Monday, May 30, 2011

"Readers are winners."

This feels appropriate to post today, because today is my mom's birthday. Happy Birthday, Mom! Bobbie D is, hands down, the most voracious reader I know--an appropriate adjective as she seems to devour the things, and is never without a paperback in her purse. "No one understood when I started panicking because I forgot my book for the weekend up north!" she recently lamented. But I understand, because Mom also instilled in me this great love, and it's a love I've sadly neglected in recent years.

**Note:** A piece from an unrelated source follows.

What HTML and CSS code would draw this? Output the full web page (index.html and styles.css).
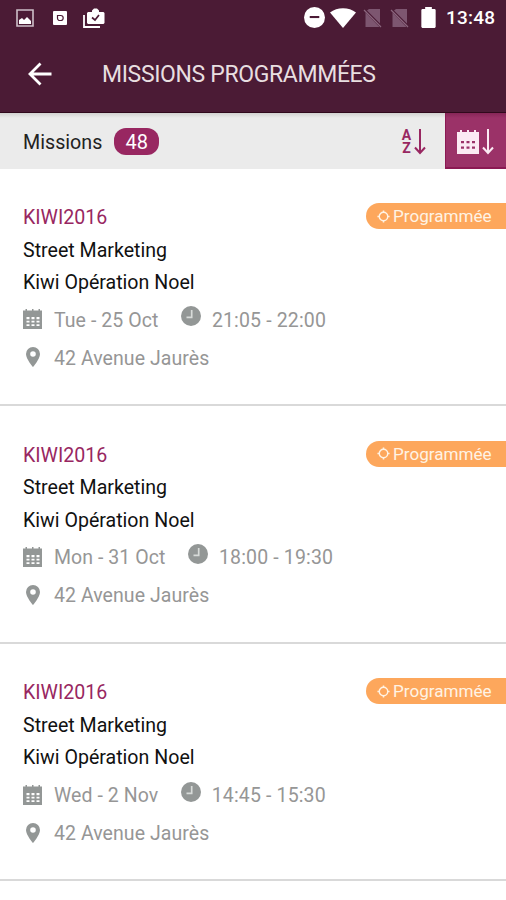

Now, because I no longer read and edit manuscripts for a living and have been spending a disproportionate amount of time on planes, I’ve had a chance to read quite a few published books. Seeing as how, in the not-so-distant past, I found it impossible to tackle even a book a month for lack of time, this is a serious novelty. Since I left in December, I have read 17 books, actually (excluding guidebooks, etc). I don’t really have an update for my last two weeks in Greece except to remark that I’ve been writing a lot on Naxos Island, so I thought I’d take a minute to give my quick thoughts on those books (and where I read them):

ON THE ROAD (New Zealand): fittingly read for the first time on the start of an epic journey, and still stirs the wanderer’s spirit 60 years after it was written.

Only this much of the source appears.